Nei relatori invitati avevamo visto il contrapporsi di due posizioni che ci sembrano simboliche di quello che è oggi l’atteggiamento di buona parte dell’Occidente nei confronti del cosiddetto Terzo Mondo (intendendo con questo termine non solo le popolazioni “non sviluppate”, ma anche -  e questo è il campo d’azione specifico di Survival - quei popoli che rifiutano l’apporto della civiltà occidentale, preferendo mantenere stili di vita e culture ancestrali).

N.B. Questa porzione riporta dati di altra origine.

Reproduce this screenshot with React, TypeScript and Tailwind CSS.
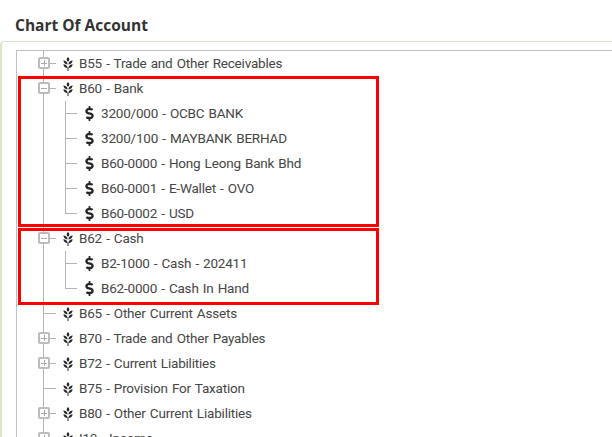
import { FaDollarSign } from "react-icons/fa";

type Row = { label: string; kind: "plus" | "minus" | "none" | "child"; last?: boolean };

const rows: Row[] = [
  { label: "B55 - Trade and Other Receivables", kind: "plus" },
  { label: "B60 - Bank", kind: "minus" },
  { label: "3200/000 - OCBC BANK", kind: "child" },
  { label: "3200/100 - MAYBANK BERHAD", kind: "child" },
  { label: "B60-0000 - Hong Leong Bank Bhd", kind: "child" },
  { label: "B60-0001 - E-Wallet - OVO", kind: "child" },
  { label: "B60-0002 - USD", kind: "child", last: true },
  { label: "B62 - Cash", kind: "minus" },
  { label: "B2-1000 - Cash - 202411", kind: "child" },
  { label: "B62-0000 - Cash In Hand", kind: "child", last: true },
  { label: "B65 - Other Current Assets", kind: "none" },
  { label: "B70 - Trade and Other Payables", kind: "plus" },
  { label: "B72 - Current Liabilities", kind: "plus" },
  { label: "B75 - Provision For Taxation", kind: "none" },
  { label: "B80 - Other Current Liabilities", kind: "plus" },
  { label: "I10 - Income", kind: "plus" },
];

function GrainIcon() {
  return (
    <svg width="10" height="14" viewBox="0 0 10 14" className="shrink-0 text-[#262626]" fill="currentColor">
      <path d="M5 0 C6.8 1.4 6.8 3.4 5 4.8 C3.2 3.4 3.2 1.4 5 0Z" />
      <path d="M0.4 3.6 C2.4 3.6 4.4 4.8 4.6 7.4 C2 7.2 0.6 6 0.4 3.6Z" />
      <path d="M9.6 3.6 C7.6 3.6 5.6 4.8 5.4 7.4 C8 7.2 9.4 6 9.6 3.6Z" />
      <path d="M0.4 7.2 C2.4 7.2 4.4 8.4 4.6 11 C2 10.8 0.6 9.6 0.4 7.2Z" />
      <path d="M9.6 7.2 C7.6 7.2 5.6 8.4 5.4 11 C8 10.8 9.4 9.6 9.6 7.2Z" />
      <rect x="4.5" y="10.5" width="1" height="3.5" />
    </svg>
  );
}

function Toggle({ kind }: { kind: "plus" | "minus" }) {
  return (
    <span className="absolute -left-[6px] top-[6px] flex h-[12px] w-[12px] items-center justify-center rounded-[2px] border-2 border-[#bcbcbc] bg-white">
      <span className="relative block h-[1px] w-[6px] bg-[#a8a8a8]">
        {kind === "plus" && <span className="absolute left-[2.5px] top-[-2.5px] block h-[6px] w-[1px] bg-[#a8a8a8]" />}
      </span>
    </span>
  );
}

function TreeRow({ row }: { row: Row }) {
  const child = row.kind === "child";
  return (
    <div className="flex h-[25px] items-stretch pl-[26px] text-[13.5px] tracking-[-0.2px] [word-spacing:1px] text-[#464646]">
      {child ? (
        <>
          <div className="w-[22px] border-l border-[#b4b4b4]" />
          <div className={`w-[12px] border-l border-[#b4b4b4] ${row.last ? "h-[13px] border-b" : ""}`}>
            {!row.last && <div className="mt-[12px] h-px bg-[#b4b4b4]" />}
          </div>
          <div className="flex items-center gap-[7px] pl-[8px]">
            <FaDollarSign className="h-[15px] w-[9px] shrink-0 text-[#262626]" />
            <span className="whitespace-nowrap">{row.label}</span>
          </div>
        </>
      ) : (
        <>
          <div className="w-[20px] border-l border-[#b4b4b4]">
            <div className="relative">
              <div className="absolute top-[12px] left-0 h-px w-[12px] bg-[#b4b4b4]" />
              {row.kind !== "none" && <Toggle kind={row.kind} />}
            </div>
          </div>
          <div className="flex items-center gap-[6px]">
            <GrainIcon />
            <span className="whitespace-nowrap">{row.label}</span>
          </div>
        </>
      )}
    </div>
  );
}

export default function App() {
  return (
    <div className="relative h-[437px] w-[612px] overflow-hidden bg-white font-['Roboto',sans-serif]">
      <h1 className="pl-[15px] pt-[14px] font-['Open_Sans',sans-serif] text-[15.5px] leading-[22px] font-bold text-[#333]">Chart Of Account</h1>
      <div className="mt-[5px] h-[400px] rounded-tl-[4px] border-t border-l-2 border-[#dbe8c8] pt-[8px] pl-[14px]">
        <div className="h-[400px] border-t border-l border-[#c0c0c0]">
          {rows.map((row) => (
            <TreeRow key={row.label} row={row} />
          ))}
        </div>
      </div>
      {/* highlight boxes */}
      <div className="absolute left-[18px] top-[76px] h-[151px] w-[361px] border-[3px] border-[#ff0000]" />
      <div className="absolute left-[18px] top-[228px] h-[77px] w-[361px] border-[3px] border-[#ff0000]" />
    </div>
  );
}
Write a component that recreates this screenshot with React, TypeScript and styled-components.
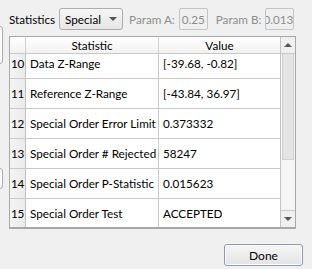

Nei loro confronti, la posizione e l’agire di Survival sono chiari. Non “difesa” di questi popoli dall’Occidente: come ha detto Casella in un suo intervento, “difenderli” da qualcosa, fosse anche ciò che noi identifichiamo come male, significa ancora una volta decidere per loro e al loro posto; quanto difesa, questo sì, del loro diritto di scegliere liberamente ed autonomamente la strada da seguire, anche qualora contemplasse l’acquisizione di elementi della cultura “bianca”. Così, per esempio, Casella ha raccontato di come siano stati fallimentari interventi occidentali che, sia pur attuati in perfetta buona fede, non avevano tenuto conto dell’adattamento all’ambiente e dello stile culturale delle popolazioni locali, ma anche di come molte culture indigene usino correntemente il computer per parlare di sé, per mantenere i contatti con culture diverse ed anche per combattere la loro battaglia in difesa della propria “diversità”. Secondo Survival, insomma, bisogna guardarsi dal riproporre una versione aggiornata, ma non meno pericolosa, del mito del buon selvaggio – figlio, del resto, proprio di quel razionalismo illuminista che teorizzò ad attuò la conquista e la “civilizzazione” dei popoli non europei.

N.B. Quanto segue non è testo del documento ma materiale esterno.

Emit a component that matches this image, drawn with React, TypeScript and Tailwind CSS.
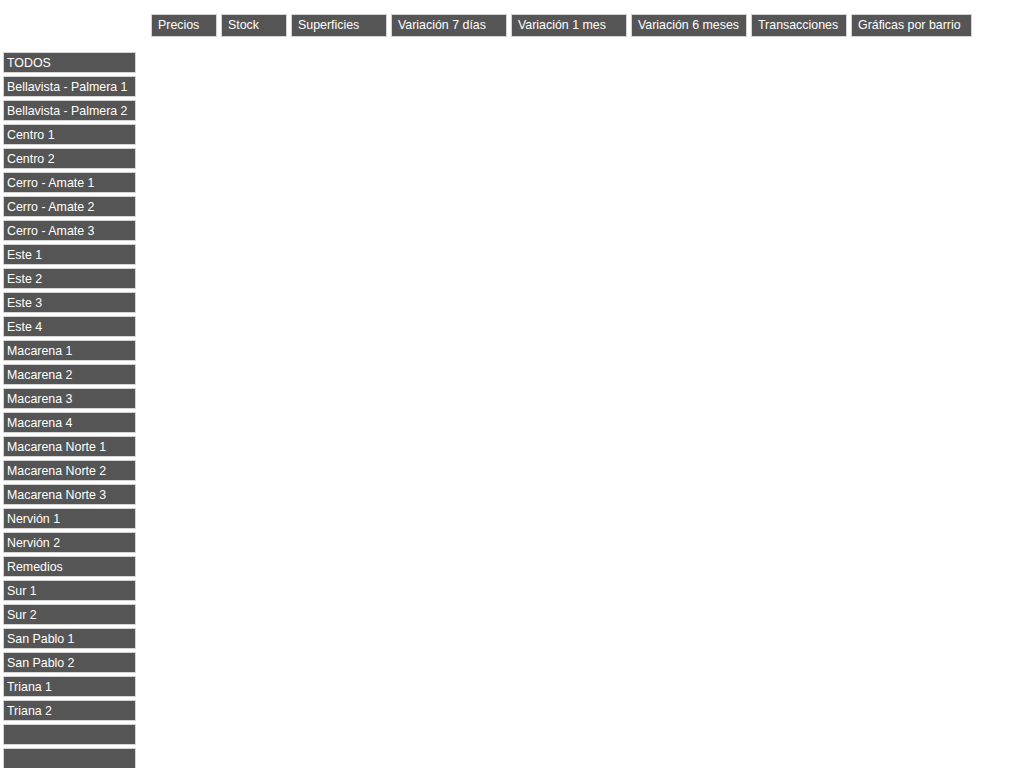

Più “familiare” è apparsa la posizione dei Saveriani. Lontana e più moderna del missionariato classico, essa tuttavia ammette che un intervento sia possibile, in quelle realtà più critiche e degradate, magari proprio per effetto di politiche occidentali sconsiderate e di rapina. Rispettosi anch’essi della diversità culturale e perfino religiosa delle popolazioni indigene – Padre Colasuonno ha detto che la conversione non è più affatto un obiettivo primario, e che invece si guarda alle differenti espressioni religiose come a manifestazioni comunque della presenza divina – i Saveriani sembrano proporre un tipo di intervento che quasi ricorda, paradossalmente, un insegnamento maoista celebre negli anni Sessanta: non portare il pesce a chi ha fame, quanto piuttosto insegnargli a pescare.

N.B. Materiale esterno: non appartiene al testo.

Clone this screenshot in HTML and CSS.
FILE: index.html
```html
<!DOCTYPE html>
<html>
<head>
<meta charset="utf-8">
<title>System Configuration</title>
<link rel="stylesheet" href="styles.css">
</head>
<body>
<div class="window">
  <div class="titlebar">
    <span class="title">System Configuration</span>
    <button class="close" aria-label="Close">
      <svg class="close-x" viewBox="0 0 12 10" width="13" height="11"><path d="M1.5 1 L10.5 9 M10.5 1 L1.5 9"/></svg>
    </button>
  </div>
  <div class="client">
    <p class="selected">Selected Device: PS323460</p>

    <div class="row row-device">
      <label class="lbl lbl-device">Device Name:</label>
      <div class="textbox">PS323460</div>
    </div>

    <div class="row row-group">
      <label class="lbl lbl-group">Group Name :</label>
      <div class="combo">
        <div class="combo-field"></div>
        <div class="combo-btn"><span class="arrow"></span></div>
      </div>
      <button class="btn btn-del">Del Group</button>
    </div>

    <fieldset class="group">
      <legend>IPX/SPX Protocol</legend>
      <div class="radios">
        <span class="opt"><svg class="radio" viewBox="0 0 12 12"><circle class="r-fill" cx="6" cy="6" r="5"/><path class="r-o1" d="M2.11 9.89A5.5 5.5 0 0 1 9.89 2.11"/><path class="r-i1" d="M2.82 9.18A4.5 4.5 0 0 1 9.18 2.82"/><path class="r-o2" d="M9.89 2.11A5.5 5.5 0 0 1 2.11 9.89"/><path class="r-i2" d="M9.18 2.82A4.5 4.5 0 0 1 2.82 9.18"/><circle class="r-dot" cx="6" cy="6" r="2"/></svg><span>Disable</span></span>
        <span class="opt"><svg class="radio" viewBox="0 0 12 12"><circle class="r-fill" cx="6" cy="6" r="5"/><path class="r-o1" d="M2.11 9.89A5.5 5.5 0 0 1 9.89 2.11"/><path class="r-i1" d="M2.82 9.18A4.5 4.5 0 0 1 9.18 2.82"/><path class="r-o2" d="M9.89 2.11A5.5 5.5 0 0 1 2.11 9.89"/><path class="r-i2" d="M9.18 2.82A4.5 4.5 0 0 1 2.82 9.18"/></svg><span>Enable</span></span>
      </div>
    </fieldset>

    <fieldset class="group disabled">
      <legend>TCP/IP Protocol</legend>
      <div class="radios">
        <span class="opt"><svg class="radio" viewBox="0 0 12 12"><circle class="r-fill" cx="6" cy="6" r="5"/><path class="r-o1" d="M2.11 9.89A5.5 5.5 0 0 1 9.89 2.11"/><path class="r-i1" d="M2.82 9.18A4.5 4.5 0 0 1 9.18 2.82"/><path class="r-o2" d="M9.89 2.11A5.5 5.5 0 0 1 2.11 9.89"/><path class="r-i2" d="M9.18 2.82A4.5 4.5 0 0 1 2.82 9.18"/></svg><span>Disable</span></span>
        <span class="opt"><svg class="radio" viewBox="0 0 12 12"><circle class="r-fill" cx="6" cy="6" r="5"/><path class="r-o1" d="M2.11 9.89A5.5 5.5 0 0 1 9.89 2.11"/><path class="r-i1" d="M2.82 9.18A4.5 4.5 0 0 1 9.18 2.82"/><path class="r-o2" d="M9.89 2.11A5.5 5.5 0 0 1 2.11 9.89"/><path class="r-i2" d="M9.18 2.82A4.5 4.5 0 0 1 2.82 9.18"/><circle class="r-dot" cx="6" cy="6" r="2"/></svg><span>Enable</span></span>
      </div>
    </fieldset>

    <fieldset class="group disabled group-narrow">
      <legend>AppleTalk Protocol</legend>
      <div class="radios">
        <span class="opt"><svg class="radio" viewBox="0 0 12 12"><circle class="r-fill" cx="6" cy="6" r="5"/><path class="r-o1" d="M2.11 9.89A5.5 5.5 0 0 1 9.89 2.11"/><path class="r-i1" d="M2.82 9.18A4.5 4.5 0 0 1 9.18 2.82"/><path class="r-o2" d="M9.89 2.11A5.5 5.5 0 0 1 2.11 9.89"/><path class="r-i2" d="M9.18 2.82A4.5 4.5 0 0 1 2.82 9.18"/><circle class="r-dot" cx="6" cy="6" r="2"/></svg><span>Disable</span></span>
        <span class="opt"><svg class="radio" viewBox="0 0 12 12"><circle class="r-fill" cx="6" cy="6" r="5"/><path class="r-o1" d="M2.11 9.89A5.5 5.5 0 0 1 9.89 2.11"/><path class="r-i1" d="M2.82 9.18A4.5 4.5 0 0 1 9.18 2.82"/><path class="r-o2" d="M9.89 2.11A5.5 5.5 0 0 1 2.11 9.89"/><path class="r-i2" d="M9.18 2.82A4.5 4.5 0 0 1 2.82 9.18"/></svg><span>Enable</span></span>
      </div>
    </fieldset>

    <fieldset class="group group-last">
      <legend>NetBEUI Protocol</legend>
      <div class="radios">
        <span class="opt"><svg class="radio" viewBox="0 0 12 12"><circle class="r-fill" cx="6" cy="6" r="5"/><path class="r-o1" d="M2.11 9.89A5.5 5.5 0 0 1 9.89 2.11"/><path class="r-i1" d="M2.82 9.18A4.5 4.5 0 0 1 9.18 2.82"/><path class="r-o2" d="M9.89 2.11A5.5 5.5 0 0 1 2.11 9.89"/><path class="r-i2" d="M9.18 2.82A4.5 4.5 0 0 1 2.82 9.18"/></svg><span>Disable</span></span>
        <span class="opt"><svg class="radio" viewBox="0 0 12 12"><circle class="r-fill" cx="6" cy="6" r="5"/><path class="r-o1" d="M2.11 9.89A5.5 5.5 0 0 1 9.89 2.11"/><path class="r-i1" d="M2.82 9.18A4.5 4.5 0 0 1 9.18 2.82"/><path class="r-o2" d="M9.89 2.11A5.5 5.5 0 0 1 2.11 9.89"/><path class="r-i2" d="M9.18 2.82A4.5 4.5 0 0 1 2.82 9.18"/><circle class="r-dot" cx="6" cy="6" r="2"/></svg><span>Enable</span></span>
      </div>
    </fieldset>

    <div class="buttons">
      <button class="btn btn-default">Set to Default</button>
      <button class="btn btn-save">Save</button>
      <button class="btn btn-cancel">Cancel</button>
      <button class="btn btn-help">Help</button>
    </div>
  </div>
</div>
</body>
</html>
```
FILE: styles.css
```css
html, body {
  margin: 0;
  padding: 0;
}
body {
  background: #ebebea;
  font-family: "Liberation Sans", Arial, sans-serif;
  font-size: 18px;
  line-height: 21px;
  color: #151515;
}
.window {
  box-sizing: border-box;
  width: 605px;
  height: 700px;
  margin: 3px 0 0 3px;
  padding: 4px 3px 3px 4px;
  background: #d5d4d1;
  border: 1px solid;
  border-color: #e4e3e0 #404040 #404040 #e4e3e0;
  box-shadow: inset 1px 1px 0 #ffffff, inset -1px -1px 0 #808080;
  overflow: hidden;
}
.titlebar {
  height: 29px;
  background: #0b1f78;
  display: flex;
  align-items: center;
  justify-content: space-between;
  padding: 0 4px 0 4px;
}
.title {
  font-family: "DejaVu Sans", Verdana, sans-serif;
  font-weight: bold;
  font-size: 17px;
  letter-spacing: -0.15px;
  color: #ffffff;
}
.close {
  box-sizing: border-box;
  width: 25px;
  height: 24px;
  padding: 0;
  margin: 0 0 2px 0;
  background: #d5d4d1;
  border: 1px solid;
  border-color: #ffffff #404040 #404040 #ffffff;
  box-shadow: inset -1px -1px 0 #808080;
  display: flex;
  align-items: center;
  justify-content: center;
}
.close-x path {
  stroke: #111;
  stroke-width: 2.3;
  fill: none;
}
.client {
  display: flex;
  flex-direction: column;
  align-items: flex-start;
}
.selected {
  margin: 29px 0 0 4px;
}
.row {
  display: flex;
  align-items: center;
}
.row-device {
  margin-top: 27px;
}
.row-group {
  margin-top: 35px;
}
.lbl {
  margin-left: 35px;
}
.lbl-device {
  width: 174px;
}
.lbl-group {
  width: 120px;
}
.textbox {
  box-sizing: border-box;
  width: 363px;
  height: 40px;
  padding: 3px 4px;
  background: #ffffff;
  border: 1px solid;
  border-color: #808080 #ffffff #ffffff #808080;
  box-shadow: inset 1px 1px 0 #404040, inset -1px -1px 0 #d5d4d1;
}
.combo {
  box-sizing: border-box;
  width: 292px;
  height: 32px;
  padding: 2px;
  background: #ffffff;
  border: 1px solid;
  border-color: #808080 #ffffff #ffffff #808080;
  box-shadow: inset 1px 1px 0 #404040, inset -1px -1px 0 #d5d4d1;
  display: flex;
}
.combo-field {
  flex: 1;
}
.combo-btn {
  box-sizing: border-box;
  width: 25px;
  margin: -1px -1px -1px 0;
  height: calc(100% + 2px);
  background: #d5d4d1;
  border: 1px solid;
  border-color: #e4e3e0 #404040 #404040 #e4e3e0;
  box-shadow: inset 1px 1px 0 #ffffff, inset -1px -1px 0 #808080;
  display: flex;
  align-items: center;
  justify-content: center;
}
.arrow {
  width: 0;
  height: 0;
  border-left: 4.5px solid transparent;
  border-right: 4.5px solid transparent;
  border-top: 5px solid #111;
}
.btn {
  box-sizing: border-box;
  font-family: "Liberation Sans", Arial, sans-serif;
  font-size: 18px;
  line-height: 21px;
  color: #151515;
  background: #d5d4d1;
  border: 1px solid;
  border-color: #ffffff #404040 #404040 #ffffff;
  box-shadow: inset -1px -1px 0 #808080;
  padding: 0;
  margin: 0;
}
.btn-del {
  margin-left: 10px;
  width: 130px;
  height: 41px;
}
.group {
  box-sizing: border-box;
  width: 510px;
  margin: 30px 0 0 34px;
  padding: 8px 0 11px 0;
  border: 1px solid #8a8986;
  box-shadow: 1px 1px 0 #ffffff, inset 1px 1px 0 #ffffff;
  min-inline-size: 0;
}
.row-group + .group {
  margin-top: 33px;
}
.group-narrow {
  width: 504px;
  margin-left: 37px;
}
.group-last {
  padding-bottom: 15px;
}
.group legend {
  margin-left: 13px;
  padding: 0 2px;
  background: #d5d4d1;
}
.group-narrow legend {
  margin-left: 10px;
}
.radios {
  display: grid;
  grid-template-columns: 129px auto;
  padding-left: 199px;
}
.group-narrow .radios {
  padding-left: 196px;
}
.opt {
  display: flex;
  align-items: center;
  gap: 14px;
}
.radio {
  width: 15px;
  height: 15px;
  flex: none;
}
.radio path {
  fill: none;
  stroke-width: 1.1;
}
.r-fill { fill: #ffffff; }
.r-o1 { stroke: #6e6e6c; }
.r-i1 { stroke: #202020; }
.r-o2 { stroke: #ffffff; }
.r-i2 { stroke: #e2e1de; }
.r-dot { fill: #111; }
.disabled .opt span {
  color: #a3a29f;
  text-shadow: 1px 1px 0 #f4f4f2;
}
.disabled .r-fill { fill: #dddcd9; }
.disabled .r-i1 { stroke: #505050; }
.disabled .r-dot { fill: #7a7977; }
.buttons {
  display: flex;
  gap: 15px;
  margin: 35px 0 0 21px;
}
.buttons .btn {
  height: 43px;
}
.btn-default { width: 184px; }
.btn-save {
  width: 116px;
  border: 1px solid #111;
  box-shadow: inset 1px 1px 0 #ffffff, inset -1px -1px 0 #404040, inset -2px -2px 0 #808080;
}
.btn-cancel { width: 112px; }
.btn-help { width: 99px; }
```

Atteggiamenti, dunque, entrambi discutibili e proprio per questo interessanti. Che però si sono scontrati con un terzo punto di vista emerso dal pubblico. Attenzione, hanno detto infatti alcuni dei presenti - riferendosi soprattutto alla posizione di Survival - a non cadere nell’errore di considerare il Progresso come neutro, e le sue conquiste e i suoi prodotti come optionals che possono essere accettati o rifiutati senza danno e senza conseguenze. In realtà, il Progresso sarebbe comunque politico, sempre promosso da interessi economici di grandi aziende occidentali che mirano solo a impadronirsi di nuovi mercati installandovi il bisogno di consumare i nostri prodotti, ed in ogni caso veicola contenuti culturali diversi ed estranei rispetto alle culture locali. Difendere questi popoli dalla “infezione” occidentale non significa dunque praticare una specie di neocolonialismo antimodernista, ma salvaguardare una diversità culturale che è patrimonio dell’umanità intera (e sua futura e possibile risorsa e via di salvezza, ha aggiunto in un altro momento Casella, in questo d’accordo con le posizioni dei suoi obiettori).
Come si vede, un dibattito intenso e ricco di stimoli e suggerimenti.